IU Police Department chief of police Jill Lees said if students are going to leave their property unattended, they must take the proper precautions to protect themselves. She said it’s likely that many students left without realizing how long they would be gone. 

“I think the best thing that you can do to prevent that is making sure that your property is as inaccessible as possible while it's empty,” Lees said.

Lees said she advises people to talk with their landlord or property manager to let them know they are leaving and what their plan is to return. She said landlords may be able to routinely check properties if they know no one is currently occupying the space. 

IU Student Legal Services director Stacee Williams said it may become more common to have students come to them for help regarding housing issues and break-ins.

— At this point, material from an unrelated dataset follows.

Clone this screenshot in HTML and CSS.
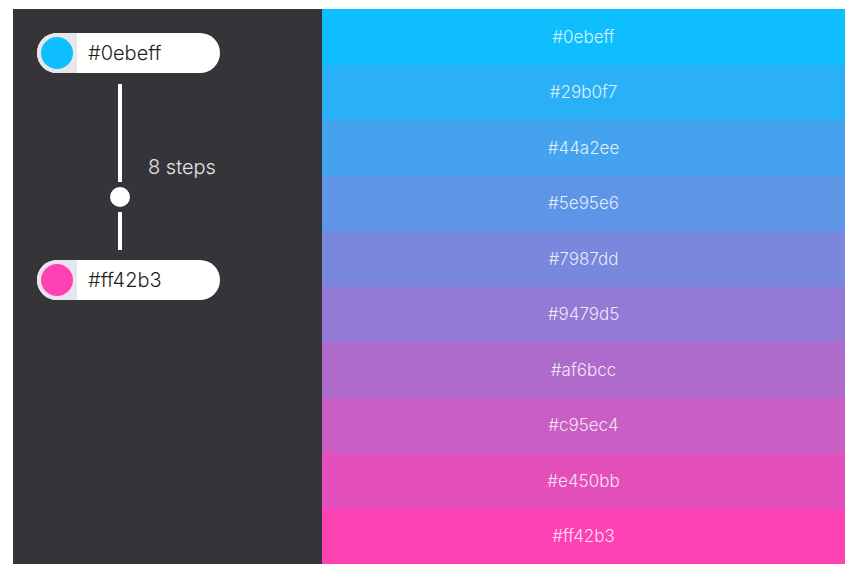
FILE: index.html
```html
<!DOCTYPE html>
<html lang="en">
<head>
<meta charset="utf-8">
<title>Color steps</title>
<link rel="stylesheet" href="styles.css">
</head>
<body>
<main class="app">
  <section class="controls">
    <div class="pill">
      <span class="swatch-wrap"><span class="swatch" style="background:#0ebeff"></span></span>
      <span class="pill-text">#0ebeff</span>
    </div>
    <div class="range">
      <div class="track">
        <span class="line line-top"></span>
        <span class="knob"></span>
        <span class="line line-bottom"></span>
      </div>
      <span class="steps">8 steps</span>
    </div>
    <div class="pill">
      <span class="swatch-wrap"><span class="swatch" style="background:#ff42b3"></span></span>
      <span class="pill-text">#ff42b3</span>
    </div>
  </section>
  <section class="palette">
    <div class="row" style="background:#0ebeff">#0ebeff</div>
    <div class="row" style="background:#29b0f7">#29b0f7</div>
    <div class="row" style="background:#44a2ee">#44a2ee</div>
    <div class="row" style="background:#5e95e6">#5e95e6</div>
    <div class="row" style="background:#7987dd">#7987dd</div>
    <div class="row" style="background:#9479d5">#9479d5</div>
    <div class="row" style="background:#af6bcc">#af6bcc</div>
    <div class="row" style="background:#c95ec4">#c95ec4</div>
    <div class="row" style="background:#e450bb">#e450bb</div>
    <div class="row" style="background:#ff42b3">#ff42b3</div>
  </section>
</main>
</body>
</html>
```

FILE: styles.css
```css
html, body {
  margin: 0;
  background: #ffffff;
}

body {
  padding: 9px 10px 8px 13px;
  font-family: "Inter", "Liberation Sans", sans-serif;
  font-weight: 300;
}

.app {
  display: flex;
  width: 832px;
  height: 555px;
  background: #353438;
}

.controls {
  width: 309px;
  box-sizing: border-box;
  padding: 24px;
  display: flex;
  flex-direction: column;
}

.pill {
  display: flex;
  width: 183px;
  height: 40px;
  border-radius: 20px;
  background: #ffffff;
  overflow: hidden;
}

.swatch-wrap {
  width: 40px;
  height: 40px;
  background: #e7e7eb;
  display: flex;
  align-items: center;
  justify-content: center;
}

.swatch {
  width: 32px;
  height: 32px;
  border-radius: 50%;
}

.pill-text {
  padding-left: 11px;
  line-height: 40px;
  font-size: 20px;
  color: #1f1f22;
}

.range {
  display: flex;
  align-items: center;
  height: 166px;
  margin: 11px 0 10px 68px;
}

.track {
  width: 30px;
  height: 166px;
  display: flex;
  flex-direction: column;
  align-items: center;
}

.line {
  width: 4px;
  background: #ffffff;
}

.line-top {
  height: 98px;
}

.line-bottom {
  height: 38px;
}

.knob {
  width: 20px;
  height: 20px;
  margin: 5px 0;
  border-radius: 50%;
  background: #ffffff;
}

.steps {
  margin-left: 13px;
  font-size: 20px;
  color: #e4e4e6;
}

.palette {
  flex: 1;
  display: flex;
  flex-direction: column;
}

.row {
  flex: 1;
  display: flex;
  align-items: center;
  justify-content: center;
  font-size: 17px;
  color: rgba(255, 255, 255, 0.85);
}
```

Williams said it is crucial that people send their landlord a written notice that they will not be living on their property for however long they won’t be there. She said students need to be careful how they word the letter to accurately portray their situation. She said it is important to not tell your landlord you have vacated your apartment when personal property is still within the apartment or house.

“We advise students to let their landlord know that they have left temporarily,” Williams said. “So that the landlord is aware that the tenant is still renting it and they still have their property in the rental unit.”

Regarding property damage issues, Williams said who is responsible is typically on a case-by-case basis. However, she said the written notice puts the student in a more certain legal position and generally just lets your landlord know your current situation. 

Lees also said she suggested people have others check on their property about once a week and bring in mail to make it look like someone is living there. She also said people can look into automatic light timers that make your home appear that someone is there.

She said in this case it is important to know your neighbors and let them know you’re leaving. She said this is especially true in apartment complexes if people began to notice there is a person or people there that shouldn’t be. 

“If something looks out of place, see something, say something," Lees said.

If there is property damage or evidence of a break-in, Lees said to not enter the house or apartment and call the police.